Every summer my family rents a beach house in the small town of Siasconset on the east end of Nantucket, a dune and moor-infested island thirty miles off the southern coast of Massachusetts. Ostensibly, these reunions honor my late aunt Elizabeth who once owned a saltbox, “MainTop,” on Pochick Street, where she spent summers reading literature, walking bluffs and collecting friends until she wasn’t here anymore. They also are meant to coincide with the annual striped bass migration, a rugged, green-headed gamefish chronically abutting the island’s rips, shoals and sand-to-moraine shoreline as they work their way up the eastern seaboard.
At the age of thirty-five, I caught my first Nantucket striper on a fly. Here are the salient details: A raining morning in June; heavy, outgoing tide; working sinking lines along Muskeget Island’s scoured edge; the quiet instruction of Captain Jeff Heyer. The reason I mention my age is to give a sense of how many years I wasn’t catching them, and also to convince you that it’s never too late in life to try. The remaining details are abbreviated to relay the simple notion that striper fishing need not be unnecessarily complex or irksome, though given personal penchants for inflexibility and penny-pinching, it can be.
First and foremost, timing on the island is important. To avoid the two-month deluge of mid-summer tourists, day laborers and “summering” undergraduates overrunning your favorite watering and striper holes, June and September are worthy considerations. September can blow like hell, June can rain like hell, but during the latter, cool Atlantic waters begin to warm, attracting spearing, sand eels, seabirds, pinnipeds and the season’s first run of decent bass. When located, the fish generally are hungry and agreeable.
Yet finding a striped bass is not as simple as it seems. Unlike their freshwater counterparts, saltwater fish, especially stripers, are continually on the move, feeding, exploring and avoiding predators. By “on the move,” I don’t mean from the boulder’s front to back — think more in terms of miles, not feet. If this fact strikes you as revelatory, don’t feel bad, this misunderstanding perpetuated years and years of fishless outings for my entire family. Just know that as you witness another untouchable, half-acre blitz erupting offshore, you won’t be the first or last beachside angler to mutter, “This is enough, I need a boat.”
And with that, you’ll either purchase a sparkling new center-console, given the resources, or start making arrangements to fish with one of the island’s fine captains. I won’t spend a hundred words listing the reasons you should consider fishing with a veteran guide, but suffice it to say: Even the mediocre ones have forgotten more about tides, weather and striper behavior than you’ll ever assemble in ten lifetimes. You either can pay with painful, fishless years out of your life or your checkbook — the decision is yours.
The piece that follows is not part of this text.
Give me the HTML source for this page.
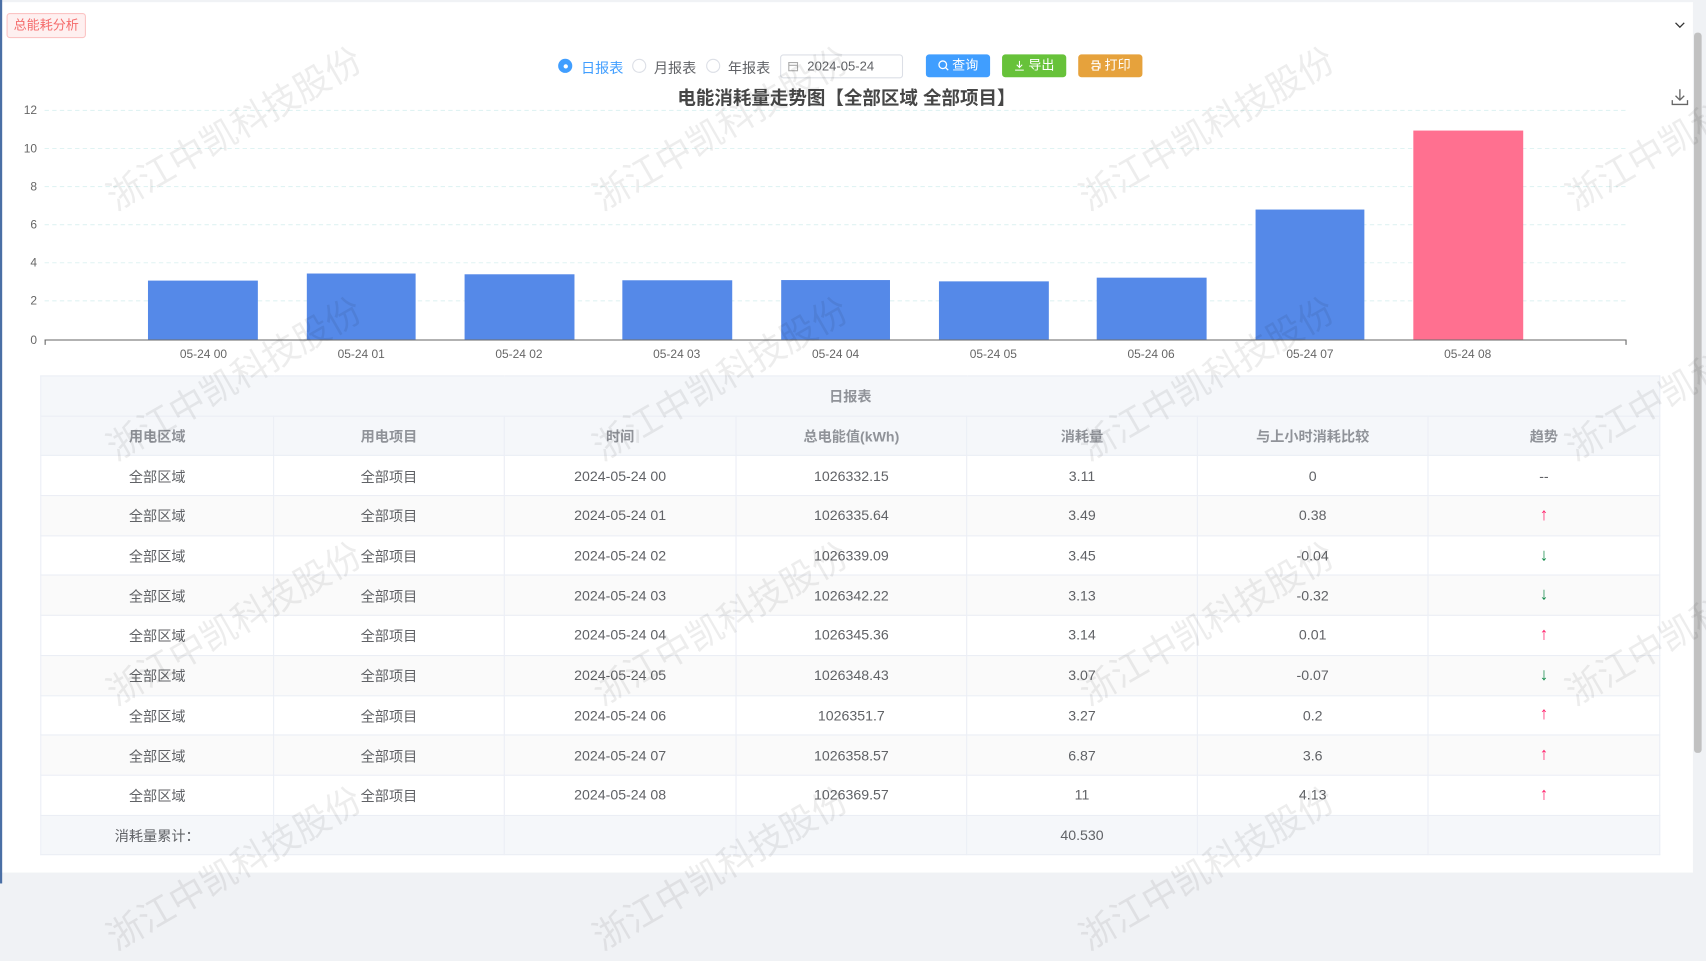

Finally, be open to new ideas. I had a writing professor once advise me: Your ability to create only is limited by your willingness to experiment. I believe this is true for most endeavors. So last summer, overlooking the break at Surfside, pitching giant, chartreuse plugs into seven-foot rollers, watching large bass materialize within wave-faces to inspect, not eat, my long-distance offerings, I decided it was time for a change.
Thinking of a dry-dropper technique I often used when trout fishing the Rockies, I removed the plug’s hideous hook, attached a small section of shock tippet then trailed a large, green-tinseled fly. It wasn’t long before one of those bass pulled up behind the concoction, flared its gills and inhaled the Mushmouth. Minutes later, as I beached the bass, a local surfer wandered over to survey my tackle and specimen, and after a long look at both, uttered the words, “Dude, I’ve never seen a rig like that!” I took a minute to laugh, then replied, “Neither have I.”